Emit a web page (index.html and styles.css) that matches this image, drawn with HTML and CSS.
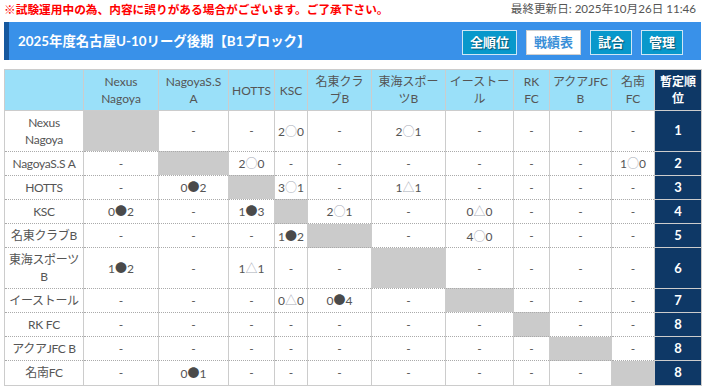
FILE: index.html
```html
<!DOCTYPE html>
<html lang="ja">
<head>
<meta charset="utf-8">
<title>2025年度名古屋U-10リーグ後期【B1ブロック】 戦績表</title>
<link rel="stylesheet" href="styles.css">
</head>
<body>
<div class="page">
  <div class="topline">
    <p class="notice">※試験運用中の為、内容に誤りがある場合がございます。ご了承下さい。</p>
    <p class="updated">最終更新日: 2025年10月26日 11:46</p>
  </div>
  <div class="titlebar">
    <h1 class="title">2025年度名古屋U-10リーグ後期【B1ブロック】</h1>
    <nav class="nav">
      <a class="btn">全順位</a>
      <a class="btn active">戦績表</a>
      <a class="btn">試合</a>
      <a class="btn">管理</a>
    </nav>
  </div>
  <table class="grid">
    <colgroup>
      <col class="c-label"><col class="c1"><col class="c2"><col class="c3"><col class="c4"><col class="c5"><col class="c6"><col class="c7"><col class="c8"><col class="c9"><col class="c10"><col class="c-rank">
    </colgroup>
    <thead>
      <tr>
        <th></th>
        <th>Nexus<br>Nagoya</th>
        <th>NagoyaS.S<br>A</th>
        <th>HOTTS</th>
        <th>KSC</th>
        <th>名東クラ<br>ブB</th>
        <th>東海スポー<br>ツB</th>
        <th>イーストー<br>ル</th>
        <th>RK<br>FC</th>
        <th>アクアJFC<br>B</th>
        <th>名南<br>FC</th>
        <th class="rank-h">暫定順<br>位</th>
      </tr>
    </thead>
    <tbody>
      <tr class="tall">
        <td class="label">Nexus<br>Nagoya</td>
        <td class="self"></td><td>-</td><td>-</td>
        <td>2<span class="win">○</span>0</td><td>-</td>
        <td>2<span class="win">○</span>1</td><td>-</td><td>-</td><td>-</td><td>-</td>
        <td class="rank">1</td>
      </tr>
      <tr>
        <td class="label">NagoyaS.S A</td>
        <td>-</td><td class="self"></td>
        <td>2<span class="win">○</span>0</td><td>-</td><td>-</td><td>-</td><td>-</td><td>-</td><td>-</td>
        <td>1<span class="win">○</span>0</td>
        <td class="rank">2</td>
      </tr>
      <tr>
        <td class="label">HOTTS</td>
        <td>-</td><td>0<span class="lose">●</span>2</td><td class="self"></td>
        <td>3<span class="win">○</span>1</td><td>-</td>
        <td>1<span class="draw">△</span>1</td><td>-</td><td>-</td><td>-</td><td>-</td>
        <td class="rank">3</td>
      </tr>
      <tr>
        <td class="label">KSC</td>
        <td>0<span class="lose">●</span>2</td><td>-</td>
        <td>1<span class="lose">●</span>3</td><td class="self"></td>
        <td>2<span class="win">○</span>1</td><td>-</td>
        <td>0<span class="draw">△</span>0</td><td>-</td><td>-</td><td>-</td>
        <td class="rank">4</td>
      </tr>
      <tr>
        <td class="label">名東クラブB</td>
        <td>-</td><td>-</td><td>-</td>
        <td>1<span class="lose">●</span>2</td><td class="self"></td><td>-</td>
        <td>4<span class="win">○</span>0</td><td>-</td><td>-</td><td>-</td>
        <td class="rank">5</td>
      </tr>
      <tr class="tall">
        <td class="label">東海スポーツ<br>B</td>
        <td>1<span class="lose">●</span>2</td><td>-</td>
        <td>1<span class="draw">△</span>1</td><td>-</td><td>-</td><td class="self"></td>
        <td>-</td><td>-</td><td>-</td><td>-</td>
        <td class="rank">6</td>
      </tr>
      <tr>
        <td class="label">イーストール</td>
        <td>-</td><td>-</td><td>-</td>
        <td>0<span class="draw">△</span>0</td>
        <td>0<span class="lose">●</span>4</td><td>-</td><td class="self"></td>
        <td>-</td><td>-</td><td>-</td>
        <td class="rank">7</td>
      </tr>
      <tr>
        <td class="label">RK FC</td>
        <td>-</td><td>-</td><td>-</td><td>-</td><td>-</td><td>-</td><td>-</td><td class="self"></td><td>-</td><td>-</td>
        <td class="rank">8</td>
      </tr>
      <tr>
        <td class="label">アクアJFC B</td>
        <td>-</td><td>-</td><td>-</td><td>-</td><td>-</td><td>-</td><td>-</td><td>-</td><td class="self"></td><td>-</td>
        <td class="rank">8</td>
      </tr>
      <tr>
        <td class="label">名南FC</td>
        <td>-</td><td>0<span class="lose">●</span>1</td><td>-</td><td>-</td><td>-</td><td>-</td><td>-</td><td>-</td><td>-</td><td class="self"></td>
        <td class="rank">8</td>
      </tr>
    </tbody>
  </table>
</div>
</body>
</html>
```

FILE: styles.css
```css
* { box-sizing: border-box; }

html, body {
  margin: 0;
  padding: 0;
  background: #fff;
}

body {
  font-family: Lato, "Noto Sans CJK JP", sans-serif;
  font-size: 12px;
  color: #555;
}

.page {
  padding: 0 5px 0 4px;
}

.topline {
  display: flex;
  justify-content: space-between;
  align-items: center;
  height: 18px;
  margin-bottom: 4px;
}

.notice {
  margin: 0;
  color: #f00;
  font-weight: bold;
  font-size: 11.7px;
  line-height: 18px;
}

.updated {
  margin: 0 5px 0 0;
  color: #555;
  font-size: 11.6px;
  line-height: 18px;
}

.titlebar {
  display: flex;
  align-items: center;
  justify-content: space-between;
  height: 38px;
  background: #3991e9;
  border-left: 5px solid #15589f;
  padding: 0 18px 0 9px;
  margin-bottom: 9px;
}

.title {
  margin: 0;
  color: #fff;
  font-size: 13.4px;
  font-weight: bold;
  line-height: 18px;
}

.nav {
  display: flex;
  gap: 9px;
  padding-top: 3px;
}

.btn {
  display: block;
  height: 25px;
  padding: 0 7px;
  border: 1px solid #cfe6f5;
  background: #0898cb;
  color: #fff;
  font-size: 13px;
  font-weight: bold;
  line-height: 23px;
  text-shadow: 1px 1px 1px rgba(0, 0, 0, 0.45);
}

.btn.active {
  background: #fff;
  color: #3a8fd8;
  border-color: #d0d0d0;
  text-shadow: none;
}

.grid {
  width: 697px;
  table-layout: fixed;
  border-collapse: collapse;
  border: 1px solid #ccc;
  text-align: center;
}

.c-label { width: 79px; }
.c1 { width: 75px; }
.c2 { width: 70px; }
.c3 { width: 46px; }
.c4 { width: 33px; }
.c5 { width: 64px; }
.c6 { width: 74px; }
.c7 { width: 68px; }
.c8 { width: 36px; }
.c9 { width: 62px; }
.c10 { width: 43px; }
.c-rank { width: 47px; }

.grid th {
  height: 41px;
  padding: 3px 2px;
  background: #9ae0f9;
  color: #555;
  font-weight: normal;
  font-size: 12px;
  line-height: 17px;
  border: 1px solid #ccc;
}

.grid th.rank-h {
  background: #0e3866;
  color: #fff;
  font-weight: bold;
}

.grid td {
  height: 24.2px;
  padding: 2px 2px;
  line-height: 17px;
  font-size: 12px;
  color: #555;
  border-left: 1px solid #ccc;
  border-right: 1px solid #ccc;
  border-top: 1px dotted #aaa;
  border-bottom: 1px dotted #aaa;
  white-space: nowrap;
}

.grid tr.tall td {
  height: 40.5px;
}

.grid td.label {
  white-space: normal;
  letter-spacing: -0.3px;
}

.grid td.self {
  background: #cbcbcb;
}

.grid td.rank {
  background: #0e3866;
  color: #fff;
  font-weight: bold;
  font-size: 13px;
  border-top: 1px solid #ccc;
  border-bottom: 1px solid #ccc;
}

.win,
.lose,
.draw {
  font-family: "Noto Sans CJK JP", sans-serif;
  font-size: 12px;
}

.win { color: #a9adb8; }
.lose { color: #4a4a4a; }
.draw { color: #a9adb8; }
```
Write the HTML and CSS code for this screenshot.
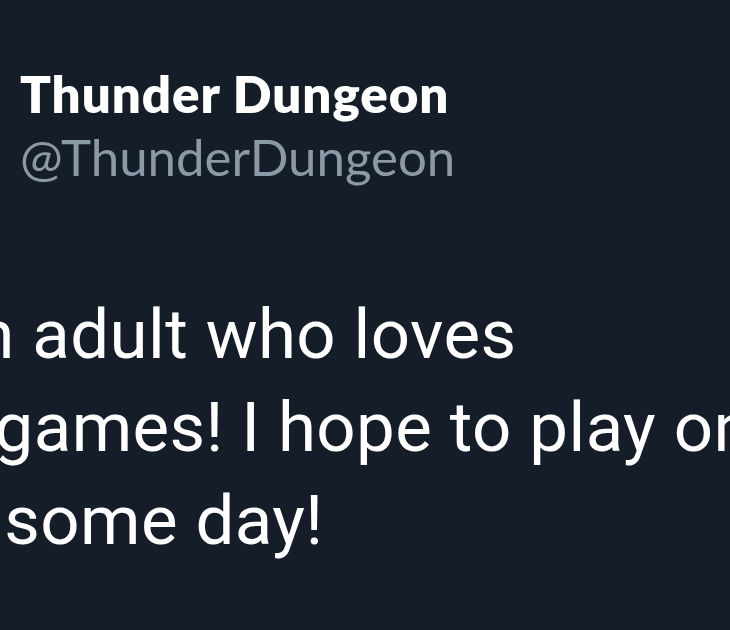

────────

EXERCISE AIM:
Only a number is wanted: how many lines above include "this"?

TASK OUTPUT:
2